The Associated Press broke a big story last weekend, giving an advance look at the draft of an international scientific report due out next month. Among the findings, according to AP: "The harmful effects of global warming on daily life are already showing up, and within a couple of decades hundreds of millions of people won't have enough water...."

"At the same time, tens of millions of others will be flooded out of their homes each year as the Earth reels from rising temperatures and sea levels...."

"Things are happening and happening faster than we expected," Patricia Romero Lankao of the National Center for Atmospheric Research in Boulder, Colo., told the wire service.

Written and reviewed by more than 1,000 scientists from around the world, the document is the second in a series of four being issued this year by the Intergovernmental Panel on Climate Change. Its final form, as edited by government officials, could differ somewhat from the version leaked to AP.

Considered by some scientists to be the "emotional heart" of climate-change research, this report focuses on how global warming alters the planet and life. University of Victoria climate scientist Andrew Weaver told AP:

"The science is one thing.
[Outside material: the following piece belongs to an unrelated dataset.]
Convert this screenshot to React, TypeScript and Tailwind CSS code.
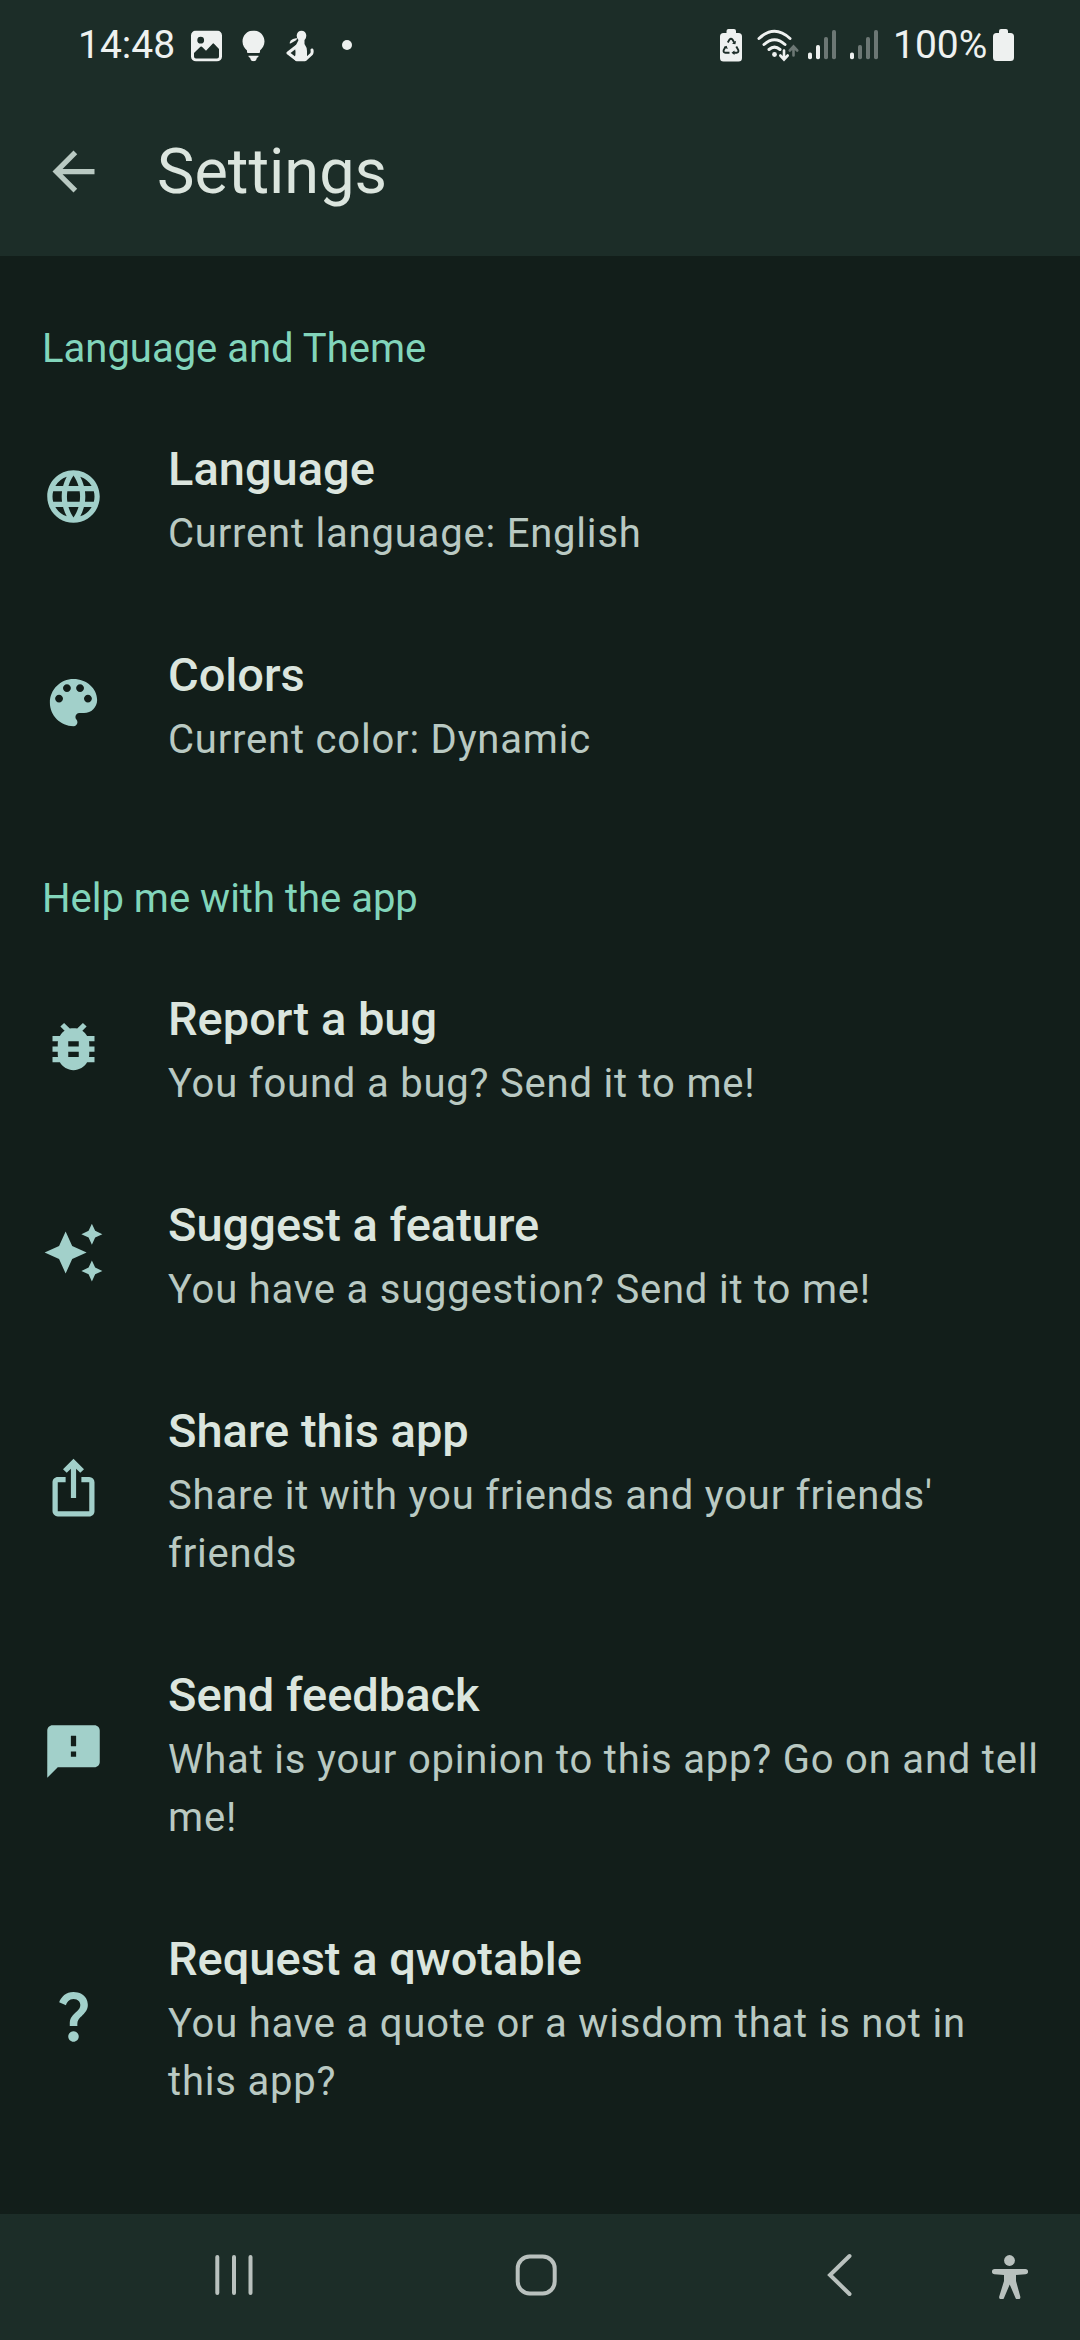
import type { ReactNode } from 'react';
import { MdArrowBack, MdBugReport, MdFeedback, MdIosShare, MdLanguage, MdQuestionMark } from 'react-icons/md';

function PaletteIcon() {
  return (
    <svg viewBox="0 0 24 24" className="size-[63px]" fill="currentColor">
      <path d="M12 3c-4.97 0-9 4.03-9 9s4.03 9 9 9c.83 0 1.5-.67 1.5-1.5 0-.39-.15-.74-.39-1.01-.23-.26-.38-.61-.38-.99 0-.83.67-1.5 1.5-1.5H16c2.76 0 5-2.24 5-5 0-4.42-4.03-8-9-8zm-5.5 9c-.83 0-1.5-.67-1.5-1.5S5.67 9 6.5 9 8 9.67 8 10.5 7.33 12 6.5 12zm3-4C8.67 8 8 7.33 8 6.5S8.67 5 9.5 5s1.5.67 1.5 1.5S10.33 8 9.5 8zm5 0c-.83 0-1.5-.67-1.5-1.5S13.67 5 14.5 5s1.5.67 1.5 1.5S15.33 8 14.5 8zm3 4c-.83 0-1.5-.67-1.5-1.5S16.67 9 17.5 9s1.5.67 1.5 1.5-.67 1.5-1.5 1.5z" />
    </svg>
  );
}

function SparkleIcon() {
  return (
    <svg viewBox="0 0 24 24" className="size-[63px]" fill="currentColor">
      <path d="M19 9l1.25-2.75L23 5l-2.75-1.25L19 1l-1.25 2.75L15 5l2.75 1.25zM19 15l-1.25 2.75L15 19l2.75 1.25L19 23l1.25-2.75L23 19l-2.75-1.25zM11.5 9.5L9 4 6.5 9.5 1 12l5.5 2.5L9 20l2.5-5.500L17 12z" />
    </svg>
  );
}

function Signal({ level }: { level: number }) {
  const bars = [
    { x: 2, top: 24.5 },
    { x: 10, top: 17 },
    { x: 18, top: 9 },
    { x: 26, top: 2 },
  ];
  return (
    <svg viewBox="0 0 28 31" className="h-[31px] w-[28px] shrink-0">
      {bars.map((b, i) => (
        <rect key={b.x} x={b.x - 2} y={b.top - 2} width="4" height={31.3 - b.top} rx="1.8" fill={i < level ? '#eef1f0' : '#6c7774'} />
      ))}
    </svg>
  );
}

function StatusBar() {
  return (
    <div className="flex h-[90px] items-center pr-[66px] pl-[78px] text-[#eef1f0]">
      <span className="w-[113px] text-[39px] leading-none">14:48</span>
      <svg viewBox="0 0 31 31" className="size-[31px] translate-y-[0.5px]" fill="currentColor">
        <path fillRule="evenodd" d="M5 0h21a5 5 0 0 1 5 5v21a5 5 0 0 1-5 5H5a5 5 0 0 1-5-5V5a5 5 0 0 1 5-5zM9.700 6.300a3.400 3.400 0 1 0 0 6.800 3.400 3.400 0 0 0 0-6.800zM3 22.500V26a2 2 0 0 0 2 2h21a2 2 0 0 0 2-2v-7.500l-5-5.300q-.7-.7-1.400 0L15 20.200l-4-3.900q-.8-.7-1.600 0z" />
      </svg>
      <svg viewBox="0 0 23 31" className="ml-[20px] h-[31px] w-[23px] translate-y-[0.5px]" fill="currentColor">
        <path d="M11.500 0C17.700 0 22.500 4.900 22.500 11c0 4-2.200 7-4.500 9v1.500q0 1-1 1H6q-1 0-1-1V20C2.700 18 .5 15 .5 11 .5 4.900 5.300 0 11.500 0zM6.500 25.200h10v.5c0 .9-.8 1.300-1.600 1.500-.4 2.300-1.500 3.600-3.400 3.600s-3-1.300-3.400-3.600c-.8-.2-1.600-.6-1.600-1.500z" />
      </svg>
      <svg viewBox="0 0 28 31" className="ml-[21px] h-[31px] w-[28px] translate-y-[0.5px]" fill="currentColor">
        <ellipse cx="15.500" cy="5.300" rx="4.800" ry="5.300" />
        <path d="M3.500 12.800Q4 9.500 7 8.500L11 7.500l-.5 2L4.500 13z" />
        <path d="M12.500 9.500h6v4Q21 17 21 20.500V29l-2 2h-8.500L8 28.500Q10 25 9.500 21L8.800 17z" />
        <path d="M11 15.500L2 22.500l8.500 6.500h9l6-5.500q1-1.500.5-4" fill="none" stroke="currentColor" strokeWidth="3" strokeLinejoin="round" strokeLinecap="round" />
      </svg>
      <span className="ml-[28px] size-[10px] rounded-full bg-current" />

      <svg viewBox="0 0 22 33" className="ml-auto h-[33px] w-[22px]" fill="currentColor">
        <path d="M6.500 2q0-2 2-2h5.500q2 0 2 2v2h2.500q3.500 0 3.500 3.500v21.500q0 3.500-3.500 3.500h-15Q0 32.500 0 29V7.500Q0 4 3.500 4h3z" />
        <path d="M7.800 13.500l1.700-2.900q1.500-1.800 3 0l1.700 2.900M16.300 17.500l2 3.600q.6 2.400-1.800 2.700h-3.500M9.500 23.800H5.500q-2.500-.3-1.800-2.700l2-3.600" fill="none" stroke="#1c2d28" strokeWidth="1.9" />
        <path d="M12 14.800l3.400.4.700-3.400zM14.500 21.500v4.500l-3-2.200zM3.800 18.500l2.800-1.700 1.200 3.300z" fill="#1c2d28" />
      </svg>
      <svg viewBox="0 0 42 33" className="ml-[15px] h-[33px] w-[42px]" fill="none" strokeLinecap="round">
        <g stroke="#eef1f0" strokeWidth="3">
          <path d="M2 9.500Q17.500-5 33 9.500M7 15.500q10.500-9.500 21 0M12 20.500q5.500-4.700 11 0" />
          <path d="M27 21.500v8M23.300 26.500l3.700 4 3.700-4" strokeWidth="2.6" />
        </g>
        <circle cx="17.500" cy="25.500" r="2.4" fill="#eef1f0" />
        <path d="M36.500 26.500v-8M32.800 21.500l3.700-4 3.700 4" stroke="#6c7774" strokeWidth="2.6" />
      </svg>
      <span className="ml-[9px] flex gap-[14px]">
        <Signal level={2} />
        <Signal level={1} />
      </span>
      <span className="ml-[15px] w-[100px] text-[39px] leading-none">100%</span>
      <svg viewBox="0 0 21 32" className="h-[32px] w-[21px]" fill="currentColor">
        <path d="M6 2q0-2 2-2h5q2 0 2 2v2h2.500Q21 4 21 7.500v21q0 3.500-3.500 3.500h-14Q0 32 0 28.500v-21Q0 4 3.500 4H6z" />
      </svg>
    </div>
  );
}

function SectionLabel({ children }: { children: ReactNode }) {
  return <h2 className="h-[138px] pt-[64px] pl-[42px] text-[40px] leading-[58px] text-[#82d5bb]">{children}</h2>;
}

function Item({ icon, title, text }: { icon: ReactNode; title: string; text: string }) {
  return (
    <div className="flex items-center pl-[42px]">
      <span className="shrink-0 pb-[2px] text-[#a2d0ca]">{icon}</span>
      <div className="ml-[63px] flex-1 pt-[45px] pr-[38px] pb-[37px]">
        <h3 className="text-[47px] leading-[60px] font-medium text-[#dbe5de]">{title}</h3>
        <p className="mt-[6px] text-[40px] leading-[58px] tracking-[0.8px] text-[#b9c9c2]">{text}</p>
      </div>
    </div>
  );
}

function NavBar() {
  return (
    <nav className="flex h-[126px] items-start bg-[#1c2d28] pt-[39px] pl-[213px] text-[#b9c1be]">
      <svg viewBox="0 0 42 44" className="h-[44px] w-[42px]" stroke="currentColor" strokeWidth="4" strokeLinecap="round">
        <path d="M4.300 4v36M21 4v36M37.500 4v36" />
      </svg>
      <svg viewBox="0 0 44 44" className="ml-[259px] size-[44px]" fill="none" stroke="currentColor" strokeWidth="4">
        <rect x="3.700" y="3.500" width="37" height="37" rx="12" />
      </svg>
      <svg viewBox="0 0 28 44" className="ml-[267px] h-[44px] w-[28px]" fill="none" stroke="currentColor" strokeWidth="4" strokeLinecap="round">
        <path d="M24.500 3L5 22l19.500 19" />
      </svg>
      <svg viewBox="0 0 36 46" className="ml-[139px] h-[46px] w-[36px]" fill="currentColor">
        <circle cx="17.500" cy="7.500" r="5.4" />
        <path d="M2.500 16h31a2.600 2.600 0 0 1 0 5.200L24 22v6l4.200 15.300a2.500 2.500 0 0 1-4.700 1.700L17.700 31.500 12 45a2.500 2.500 0 0 1-4.700-1.700L12 28v-6l-9.500-.8a2.600 2.600 0 0 1 0-5.200z" />
      </svg>
    </nav>
  );
}

export default function App() {
  return (
    <div className="flex h-[2340px] w-[1080px] flex-col overflow-hidden bg-[#121e1a] font-[Roboto,sans-serif]">
      <header className="h-[256px] bg-[#1c2d28]">
        <StatusBar />
        <div className="flex h-[163px] items-center pl-[42px]">
          <MdArrowBack className="size-[63px] text-[#b9c9c2]" />
          <h1 className="ml-[52px] text-[63px] leading-none text-[#dbe5de]">Settings</h1>
        </div>
      </header>
      <main className="flex-1">
        <SectionLabel>Language and Theme</SectionLabel>
        <Item icon={<MdLanguage className="size-[63px]" />} title="Language" text="Current language: English" />
        <Item icon={<PaletteIcon />} title="Colors" text="Current color: Dynamic" />
        <SectionLabel>Help me with the app</SectionLabel>
        <Item icon={<MdBugReport className="size-[63px]" />} title="Report a bug" text="You found a bug? Send it to me!" />
        <Item icon={<SparkleIcon />} title="Suggest a feature" text="You have a suggestion? Send it to me!" />
        <Item icon={<MdIosShare className="size-[63px]" />} title="Share this app" text="Share it with you friends and your friends' friends" />
        <Item icon={<MdFeedback className="size-[63px]" />} title="Send feedback" text="What is your opinion to this app? Go on and tell me!" />
        <Item icon={<MdQuestionMark className="size-[63px]" />} title="Request a qwotable" text="You have a quote or a wisdom that is not in this app?" />
      </main>
      <NavBar />
    </div>
  );
}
This is how it affects me, you, and the person next door."

Meanwhile, on Monday, scientists in Australia reported findings on rising sea levels that were too fresh for inclusion in the IPCC report. "Data from satellites is showing that sea-level rises and polar ice-melting might be worse than earlier thought," according to a Reuters report from a global oceans conference in Hobart, Australia.

"All indications are that it's going to get faster," said Eric Lindstrom, head of oceanography at the National Aeronautics and Space Administration (NASA).